When Moral Support Keeps You Stuck

I had the pleasure of giving a speech to a small group yesterday, and afterward a woman came up to me to purchase a copy of my book “The Giving Prescription.” She let me know that she had been through a difficult time the past few years, and was having trouble moving on with her life. She was hopeful that reading “The Giving Perscription” would give her the perspective she has been looking for to move past her challenges.

 

Often when people come up to talk to me after they hear a presentation I give, they want to talk about getting “unstuck.” For some people, that’s a taller order than others. I left the talk yesterday thinking about this woman and how she has so much potential, but hasn’t been able to shake that stuck feeling for years.

 

Then yesterday evening I went to a Mastermind session for my professional organization. With a bunch of speakers sitting around a room, a lot of talking gets done!
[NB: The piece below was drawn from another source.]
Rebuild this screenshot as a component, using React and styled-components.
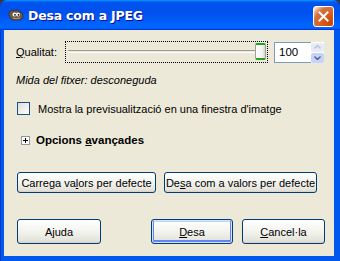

As I looked around at the end of the evening, we were all energized by the new ideas, the flow of energy, and the amazing prospects we had uncovered for our businesses by solving one another’s problems together for two hours. Nearly every single one of us was walking away with some brilliant idea to apply to our businesses, to move our careers forward.

 

It got me thinking about how last night’s Mastermind session was almost a “support group,” of a type. It was a bunch of people with similar professionals and similar goals, supporting one another in moving our careers forward. Yet it felt so different from a traditional support group. The focus of support groups is often “where have you been?” and “where are you?” A Mastermind group, on the other hand is about “where are you going?” Last night’s Mastermind session got a lot of people unstuck, and got many people moving forward.

 

Don’t get me wrong – Support groups are a wonderful and critical function of the healing process. Support for where you are is a necessary part of healing and coming to grips with stressful situations. But does there come a point where someone might be staying stuck because they get in a rut of needing support? Of reverbalizing the problem time and again? What if we got more support in a Mastermind kind of way? If, instead of rehashing where we are, we moved on from there and got ourselves unstuck by Masterminding our new plan?

 

Maybe when we are struggling, we need two types of support. Tier 1 support is crisis focused, more traditional support groups, just to get through the day and put one foot in front of the other. Then you can graduate to Tier 2 support, which is Mastermind-style skills for moving forward and rebuilding. If we could all Mastermind our lives the way I watched a room full of people Mastermind their businesses last night, we’d be in good shape.